Dimanche 13 décembre §

On exaltait Veuillot, et Hennique disait ses douloureuses dernières années. Il était encore maître de ses pensées, et pouvait les formuler par la parole, mais il ne pouvait plus sur le papier, leur donner la forme écrite. On se figure l’enragement chez le merveilleux pamphlétaire, de ne pouvoir plus continuer à être un journaliste.

Mercredi 16 décembre §

Duo avec Bracquemond. « Corot : un enveloppeur d’aube et de crépuscule. — Théodore Rousseau : un sublime découpeur. — Turner : une pierre précieuse en liquéfaction. »

Jeudi 17 décembre §

Ce matin, pas bien, mais pas bien du tout. Demande à Daudet de m’avoir une {p. 290}consultation de Potain, et de venir un peu causer affaires sérieuses.

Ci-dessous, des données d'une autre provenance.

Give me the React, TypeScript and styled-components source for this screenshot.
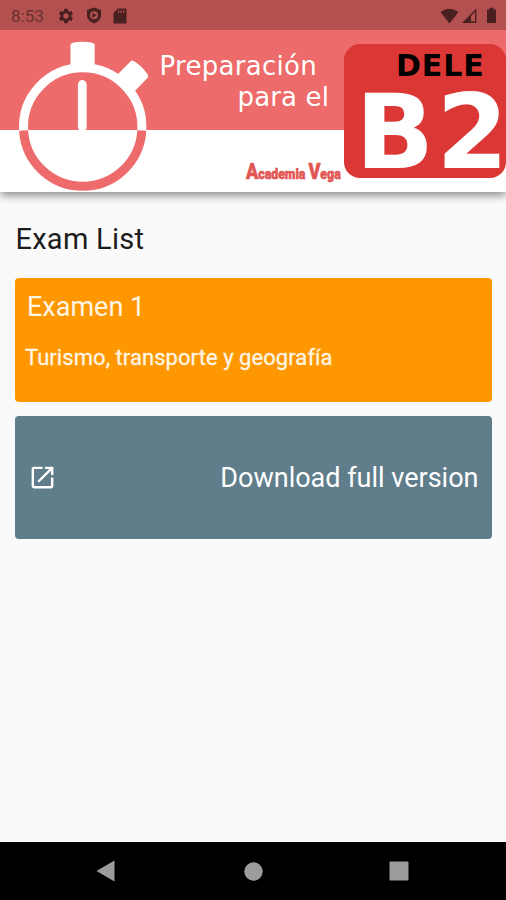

Dans la fièvre de cette nuit, un cauchemar cocasse. Une demoiselle, à laquelle j’ai fait la cour, dans les temps passés, arrivant dans un grand manteau de deuil, de la traîne duquel sortait soudain, un petit prêtre, pareil à ces diablotins jaillissant d’une boîte, qui, un papier à la main, l’étendait sur mon lit, et me faisait signer un mariage in extremis.

Samedi 19 décembre §

Ce matin tombe chez moi, envoyé par Daudet, Barié le bras droit de Potain. Auscultation des plus complètes, où il me dit qu’il y a dans le dos, bien des petites choses à droite, bien des petites choses à gauche, pas tout à fait satisfaisantes, mais que les poumons sont en bon état, et qu’il n’y a pas à craindre une fluxion de poitrine.

Lundi 21 décembre §

Jamais, je crois, je n’ai eu de faiblesses de tête et de corps, ressemblant plus aux faiblesses qui précèdent la mort. Cependant aujourd’hui, il y a un peu de mieux, et avec ce mieux, la rentrée dans ma cervelle de projets, de choses en avant, que je n’avais plus du tout, ces jours-ci.

Lundi 28 décembre §

{p. 291}Voilà, tout près d’un mois, que je n’ai mis le pied dehors, et je commence à avoir une envie de la marche dans les rues de Paris, du badaudage devant les étalages, de la poussée de certaines portes de marchands.

Et ce soir, je me suis mis à reregarder des impressions japonaises et des porcelaines de Saxe.